Михаил Васильевич улыбнулся и кивнул Александру Трифоновичу, дескать, слыхал такое?

— Да что же я скажу? Мило, конечно, слышать, что вы, Трифон Гордеевич, любите стихи.

— Так не всякие же стихи я люблю. А вот стихи, в которых я узнаю жизнь и Кузьмы, и Никиты, и соседа, и свою жизнь, — хороши — и люблю!

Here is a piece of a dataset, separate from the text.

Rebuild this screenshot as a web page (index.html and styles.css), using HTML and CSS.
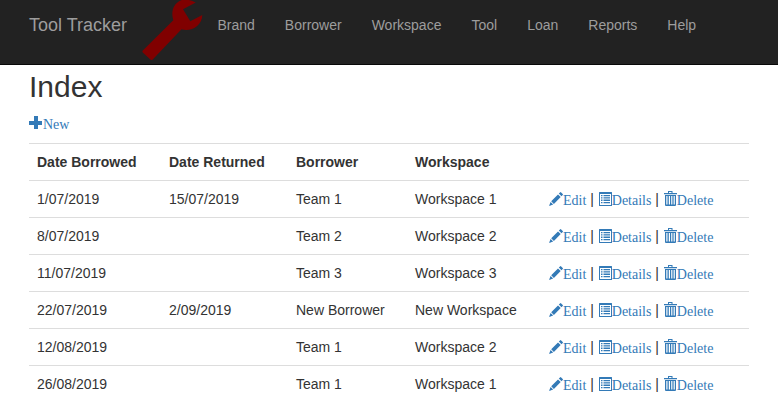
FILE: index.html
```
<!DOCTYPE html>
<html lang="en">
<head>
<meta charset="utf-8">
<title>Index - Tool Tracker</title>
<link rel="stylesheet" href="styles.css">
</head>
<body>
<svg class="sprite" aria-hidden="true">
  <symbol id="plus" viewBox="0 0 14 14"><path d="M5 0h4v5h4v4H9v4H5V9H0V5h5z"/></symbol>
  <symbol id="pencil" viewBox="0 0 14 14"><path d="M11 .4q.6-.6 1.200 0l1.500 1.500q.6.600 0 1.200l-1.200 1.200-2.700-2.700zM9 2.400l2.700 2.700-6.800 6.900-2.700-2.700zM1.600 10l2.600 2.600L0 14z"/></symbol>
  <symbol id="list" viewBox="0 0 14 14"><path fill-rule="evenodd" d="M1.500 0h12q.5 0 .5.500v13q0 .5-.5.500h-12q-.5 0-.5-.500V.5Q1 0 1.500 0zM2 2v11h11V2zM3 3h1.500v1.300H3zm2.500 0H12v1.300H5.500zM3 5.300h1.500v1.300H3zm2.500 0H12v1.300H5.500zM3 7.600h1.500v1.300H3zm2.500 0H12v1.300H5.500zM3 9.900h1.500v1.300H3zm2.500 0H12v1.300H5.500z"/></symbol>
  <symbol id="trash" viewBox="0 0 14 15"><path fill-rule="evenodd" d="M5 0h4.500v2H14v1.200H1V2h4zm1 1v1h2.500V1zM2 4h11v10q0 1-1 1H3q-1 0-1-1zM3.300 5v8.500h1.200V5zm2.500 0v8.500H7V5zm2.400 0v8.500h1.200V5zm2.400 0v8.500h1.200V5z"/></symbol>
</svg>
<nav class="navbar">
  <a class="brand">Tool Tracker</a>
  <svg class="wrench" viewBox="0 0 62 62" aria-hidden="true"><path d="M.8 50.500Q-.1 51.500.8 52.500L8.700 59.700Q9.700 60.500 10.700 59.500L39.500 29.300C49 32 60 26 60.300 15L48.300 21.300 41 9.300 53.700 2.500C49 0 43-1.500 38.500.5 32 3.500 28.500 11 31.300 20.300Z"/></svg>
  <ul class="menu">
    <li>Brand</li><li>Borrower</li><li>Workspace</li><li>Tool</li><li>Loan</li><li>Reports</li><li>Help</li>
  </ul>
</nav>
<main class="content">
  <h2>Index</h2>
  <p class="create"><a class="action"><svg><use href="#plus"/></svg>New</a></p>
  <table class="table">
    <colgroup><col class="borrowed"><col class="returned"><col class="borrower"><col class="workspace"><col></colgroup>
    <tr><th>Date Borrowed</th><th>Date Returned</th><th>Borrower</th><th>Workspace</th><th></th></tr>
    <tr><td>1/07/2019</td><td>15/07/2019</td><td>Team 1</td><td>Workspace 1</td><td><a class="action"><svg><use href="#pencil"/></svg>Edit</a> | <a class="action"><svg><use href="#list"/></svg>Details</a> | <a class="action"><svg class="bin"><use href="#trash"/></svg>Delete</a></td></tr>
    <tr><td>8/07/2019</td><td></td><td>Team 2</td><td>Workspace 2</td><td><a class="action"><svg><use href="#pencil"/></svg>Edit</a> | <a class="action"><svg><use href="#list"/></svg>Details</a> | <a class="action"><svg class="bin"><use href="#trash"/></svg>Delete</a></td></tr>
    <tr><td>11/07/2019</td><td></td><td>Team 3</td><td>Workspace 3</td><td><a class="action"><svg><use href="#pencil"/></svg>Edit</a> | <a class="action"><svg><use href="#list"/></svg>Details</a> | <a class="action"><svg class="bin"><use href="#trash"/></svg>Delete</a></td></tr>
    <tr><td>22/07/2019</td><td>2/09/2019</td><td>New Borrower</td><td>New Workspace</td><td><a class="action"><svg><use href="#pencil"/></svg>Edit</a> | <a class="action"><svg><use href="#list"/></svg>Details</a> | <a class="action"><svg class="bin"><use href="#trash"/></svg>Delete</a></td></tr>
    <tr><td>12/08/2019</td><td></td><td>Team 1</td><td>Workspace 2</td><td><a class="action"><svg><use href="#pencil"/></svg>Edit</a> | <a class="action"><svg><use href="#list"/></svg>Details</a> | <a class="action"><svg class="bin"><use href="#trash"/></svg>Delete</a></td></tr>
    <tr><td>26/08/2019</td><td></td><td>Team 1</td><td>Workspace 1</td><td><a class="action"><svg><use href="#pencil"/></svg>Edit</a> | <a class="action"><svg><use href="#list"/></svg>Details</a> | <a class="action"><svg class="bin"><use href="#trash"/></svg>Delete</a></td></tr>
  </table>
</main>
</body>
</html>
```
FILE: styles.css
```
* { box-sizing: border-box; }
body {
  margin: 0;
  overflow: hidden;
  font: 14px/20px "Liberation Sans", Arial, sans-serif;
  color: #333;
  background: #fff;
}
.sprite { display: none; }
.navbar {
  display: flex;
  height: 65px;
  padding-left: 29px;
  background: #222;
  border-bottom: 1px solid #080808;
  color: #9d9d9d;
}
.brand { width: 113px; padding-top: 15px; font-size: 18px; }
.wrench { width: 62px; height: 62px; fill: #800000; flex: none; }
.menu { display: flex; margin: 0 0 0 -1.5px; padding: 15px 0 0; list-style: none; }
.menu li { padding: 0 15px; }
.content { padding: 0 29px; }
h2 { margin: 5px 0 10px; font-size: 30px; font-weight: 400; line-height: 33px; }
.create { margin: 0 0 10px; height: 20px; }
.action {
  display: inline-block;
  position: relative;
  top: 1px;
  font-family: "Liberation Serif", "Times New Roman", serif;
  line-height: 14px;
  color: #337ab7;
}
.action svg {
  width: 14px;
  height: 14px;
  fill: currentColor;
  vertical-align: -1px;
}
.action .bin { height: 15px; margin-top: -1px; }
.table {
  width: 720px;
  table-layout: fixed;
  border-collapse: separate;
  border-spacing: 0;
}
.borrowed { width: 132px; }
.returned { width: 127px; }
.borrower { width: 119px; }
.workspace { width: 134px; }
th, td {
  height: 37px;
  padding: 8px;
  border-top: 1px solid #ddd;
  text-align: left;
  vertical-align: top;
  white-space: nowrap;
}
```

Тем временем Александр проворно помогал матери накрывать стол. Вот уже и вино, и закуски, и все мы были за столом, да и рюмочки, кажется, были налиты, и в эту минуту, в полнейшей для нас неожиданности, как с неба, — наш старший брат Константин. Каждый на свой лад выражает приветствие: трясут, обнимают, благодарят, и слышится голос Александра: "Брат мой, Костя, я рад!"

Приветствует Константина и Михаил Васильевич, подает ему руку, они обмениваются добрыми пожеланиями, на их лицах нежная благожелательность и радость, и кажется, все освещены светом счастья.

Александр (как сейчас вижу), сидя уже за столом, смотрел на старшего брата с какой-то затаенной грустью, может, седина на висках Константина напомнила ему что-то, может, даже тронула. Он немного откинулся, вздохнул, затем оживился и, обведя всех взглядом, сказал:

— Надо, друзья мои, выпить. Такие встречи долгими не бывают и… не повторяются!

Подобной встречи для нашей семьи уже никогда не случилось.